|Len Morris 2||18/10/2020 10:44:34|
|57 forum posts|
What is the best method of highlighting index marks on lathe dials, steel rules etc?
Have tried paint, felt tip pens and Typex but without much success.
Thanks and regards.
|Dave Wootton||18/10/2020 12:18:54|
|290 forum posts|
I used something called clockmakers dial wax I got from ebay, not cheap but it leaves a very clear mark in the dial and has lasted really well, seems unaffected by oil or coolant.
I used boot polish and black wax crayon before that, it works but doesn't last very long.
|Martin Kyte||18/10/2020 12:48:20|
2725 forum posts
For micrometer dials you can use a steel blacking solution such as Black-it after engraving and then take a fine skim of the surface to remove all but the engraved bits.
|Andrew Entwistle||18/10/2020 13:00:25|
106 forum posts
+1 for clockmaker's dial wax. I use a magic sponge (melamine) to remove excess wax without damaging even plastic surfaces.
|Clive Foster||18/10/2020 13:03:05|
|3104 forum posts|
Key to success seems to be getting things absolutely clean right down to the bottom of the line and having sufficient depth of line to work with.
Rules in particular seem to pick up a surprising amount of crud over the years which can be hard to shift. Job for a retired toothbrush and decent solvent I've found. But check the handle in the solvent first. Way back I had one try to dissolve!
Never found anything that worked on the shallow lines found on some relatively modern equipment. Martins comment about black-it and skim makes me wonder if thats the sort of process used on modern shallow lines. The dials on my S&B 1024 show no evidene of actually being etched in the first place. Just thin black lines.
Edited By Clive Foster on 18/10/2020 13:07:25
Edited By Clive Foster on 18/10/2020 13:07:50
|Neil Wyatt||18/10/2020 14:30:14|
18992 forum posts
I read an article once that recommended oily crud as the easiest solution.
I use a magic marker/sharpie or black enamelk paint followed by a quick wipe over with s cloth and a suitable solvent.

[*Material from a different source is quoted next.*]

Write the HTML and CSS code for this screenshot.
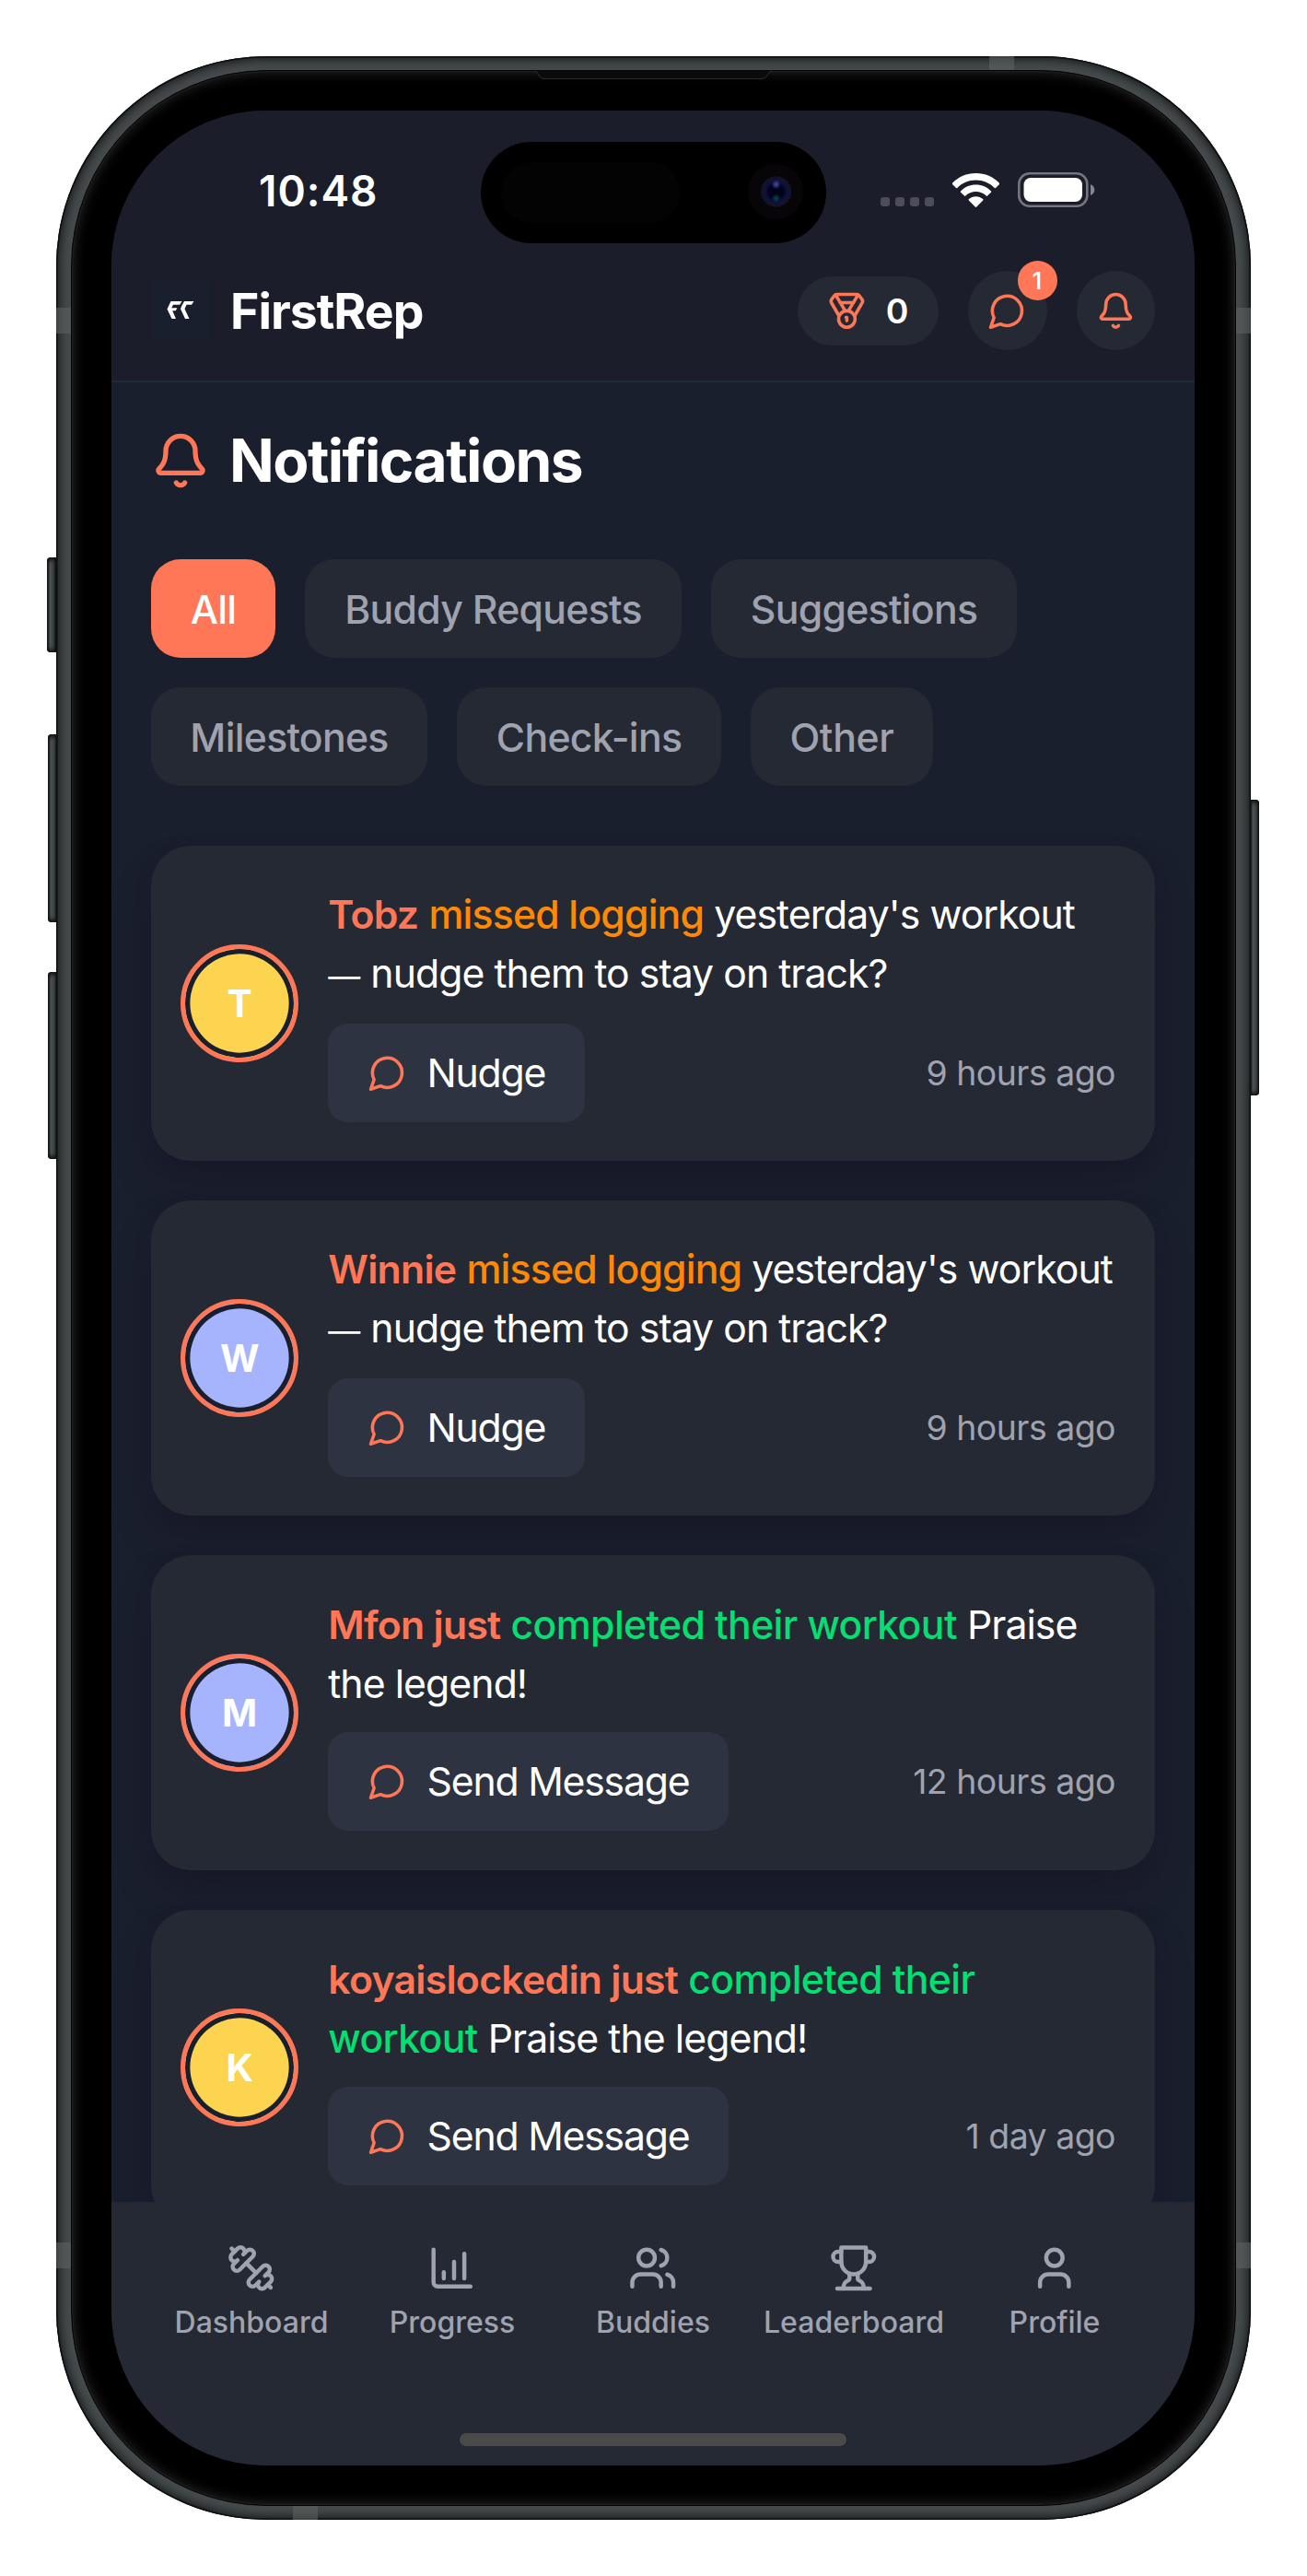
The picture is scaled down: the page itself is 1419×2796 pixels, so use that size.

|John Purdy||18/10/2020 18:42:49|
337 forum posts
I do the same as Martin, use steel blackening liquid, in my case cold gun black. After scribing the lines and punching the numbers I use a fine file (#6 cut) to remove most of the raised material then after a good cleaning with a solvent use the gun black, working it well into the depressions of the lines and numerals. Once satisfied I use the file with the part rotating in the lathe to remove the remaining raised material and the black on the smooth surfaces. I initial tried skimming the surface as Martin does, but found invariably some of the lines or numbers disappeared, so now just use the file and find it works better. I have done many this way and find they hold up very well.
Edited By John Purdy on 18/10/2020 18:44:40
|Len Morris 2||18/10/2020 19:42:59|
|57 forum posts|
Some excellent advice there so thanks to Everybody. I like the idea of clockmaker's dial wax. Found it on E-bay and the shop selling it is within 5 miles of my house!
I also like the idea of using Black-it. Amazingly I have a new kit on hand but never thought about using it for this application!
Being pragmatic I think oily crud works well and is probably what most of us live with on a daily basis but on a new machine restoration it's nice to start with fresh dials.
Lots of things to try
|Tim Stevens||19/10/2020 17:23:26|
1587 forum posts
As an apprentice I was amazed by a respected (much) older colleague, using a steel rule which was so well used that no markings were visible. I asked how he managed without marks, and was told 'Oh, that's easy, I just remember where they were'.